Quote the data below in full, please, without altering anything.

========

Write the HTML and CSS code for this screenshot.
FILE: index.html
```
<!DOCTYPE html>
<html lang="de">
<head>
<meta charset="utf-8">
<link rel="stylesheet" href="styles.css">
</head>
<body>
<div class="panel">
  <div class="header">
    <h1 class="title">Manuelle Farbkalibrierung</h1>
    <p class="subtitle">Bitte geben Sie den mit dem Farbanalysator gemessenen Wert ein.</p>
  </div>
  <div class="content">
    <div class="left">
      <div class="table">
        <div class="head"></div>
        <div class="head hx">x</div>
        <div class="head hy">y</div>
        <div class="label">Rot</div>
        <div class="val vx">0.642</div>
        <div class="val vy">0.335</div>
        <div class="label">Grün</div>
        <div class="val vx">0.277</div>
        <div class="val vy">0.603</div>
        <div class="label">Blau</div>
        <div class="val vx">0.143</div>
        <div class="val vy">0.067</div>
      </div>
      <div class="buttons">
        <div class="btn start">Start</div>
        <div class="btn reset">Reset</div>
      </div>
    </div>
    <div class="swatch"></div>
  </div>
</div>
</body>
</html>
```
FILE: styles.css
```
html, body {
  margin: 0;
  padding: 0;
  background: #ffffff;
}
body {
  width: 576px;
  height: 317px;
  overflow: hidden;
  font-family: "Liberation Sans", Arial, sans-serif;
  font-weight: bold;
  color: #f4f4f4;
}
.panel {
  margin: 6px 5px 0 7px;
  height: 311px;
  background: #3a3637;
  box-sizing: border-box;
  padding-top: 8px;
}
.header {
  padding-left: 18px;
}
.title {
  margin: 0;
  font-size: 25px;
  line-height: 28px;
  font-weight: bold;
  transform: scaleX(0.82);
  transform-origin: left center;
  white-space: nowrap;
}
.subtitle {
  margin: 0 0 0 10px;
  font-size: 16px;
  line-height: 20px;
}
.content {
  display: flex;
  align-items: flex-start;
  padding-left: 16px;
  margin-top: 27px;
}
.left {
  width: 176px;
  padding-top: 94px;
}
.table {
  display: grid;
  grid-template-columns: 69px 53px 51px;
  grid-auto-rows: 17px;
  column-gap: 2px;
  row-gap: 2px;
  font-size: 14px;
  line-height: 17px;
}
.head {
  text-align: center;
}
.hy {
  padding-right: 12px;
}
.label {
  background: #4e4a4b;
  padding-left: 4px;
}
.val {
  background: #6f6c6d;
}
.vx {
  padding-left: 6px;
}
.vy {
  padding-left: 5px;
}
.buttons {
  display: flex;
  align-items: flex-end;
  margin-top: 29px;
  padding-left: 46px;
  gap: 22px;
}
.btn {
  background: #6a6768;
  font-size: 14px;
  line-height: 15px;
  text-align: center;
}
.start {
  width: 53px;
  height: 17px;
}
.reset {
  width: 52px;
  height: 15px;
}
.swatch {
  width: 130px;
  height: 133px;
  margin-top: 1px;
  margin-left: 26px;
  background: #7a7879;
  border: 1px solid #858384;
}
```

========

§ **Exercise solution**:
Write the HTML and CSS code for this screenshot.
FILE: index.html
```
<!DOCTYPE html>
<html lang="de">
<head>
<meta charset="utf-8">
<link rel="stylesheet" href="styles.css">
</head>
<body>
<div class="panel">
  <div class="header">
    <h1 class="title">Manuelle Farbkalibrierung</h1>
    <p class="subtitle">Bitte geben Sie den mit dem Farbanalysator gemessenen Wert ein.</p>
  </div>
  <div class="content">
    <div class="left">
      <div class="table">
        <div class="head"></div>
        <div class="head hx">x</div>
        <div class="head hy">y</div>
        <div class="label">Rot</div>
        <div class="val vx">0.642</div>
        <div class="val vy">0.335</div>
        <div class="label">Grün</div>
        <div class="val vx">0.277</div>
        <div class="val vy">0.603</div>
        <div class="label">Blau</div>
        <div class="val vx">0.143</div>
        <div class="val vy">0.067</div>
      </div>
      <div class="buttons">
        <div class="btn start">Start</div>
        <div class="btn reset">Reset</div>
      </div>
    </div>
    <div class="swatch"></div>
  </div>
</div>
</body>
</html>
```
FILE: styles.css
```
html, body {
  margin: 0;
  padding: 0;
  background: #ffffff;
}
body {
  width: 576px;
  height: 317px;
  overflow: hidden;
  font-family: "Liberation Sans", Arial, sans-serif;
  font-weight: bold;
  color: #f4f4f4;
}
.panel {
  margin: 6px 5px 0 7px;
  height: 311px;
  background: #3a3637;
  box-sizing: border-box;
  padding-top: 8px;
}
.header {
  padding-left: 18px;
}
.title {
  margin: 0;
  font-size: 25px;
  line-height: 28px;
  font-weight: bold;
  transform: scaleX(0.82);
  transform-origin: left center;
  white-space: nowrap;
}
.subtitle {
  margin: 0 0 0 10px;
  font-size: 16px;
  line-height: 20px;
}
.content {
  display: flex;
  align-items: flex-start;
  padding-left: 16px;
  margin-top: 27px;
}
.left {
  width: 176px;
  padding-top: 94px;
}
.table {
  display: grid;
  grid-template-columns: 69px 53px 51px;
  grid-auto-rows: 17px;
  column-gap: 2px;
  row-gap: 2px;
  font-size: 14px;
  line-height: 17px;
}
.head {
  text-align: center;
}
.hy {
  padding-right: 12px;
}
.label {
  background: #4e4a4b;
  padding-left: 4px;
}
.val {
  background: #6f6c6d;
}
.vx {
  padding-left: 6px;
}
.vy {
  padding-left: 5px;
}
.buttons {
  display: flex;
  align-items: flex-end;
  margin-top: 29px;
  padding-left: 46px;
  gap: 22px;
}
.btn {
  background: #6a6768;
  font-size: 14px;
  line-height: 15px;
  text-align: center;
}
.start {
  width: 53px;
  height: 17px;
}
.reset {
  width: 52px;
  height: 15px;
}
.swatch {
  width: 130px;
  height: 133px;
  margin-top: 1px;
  margin-left: 26px;
  background: #7a7879;
  border: 1px solid #858384;
}
```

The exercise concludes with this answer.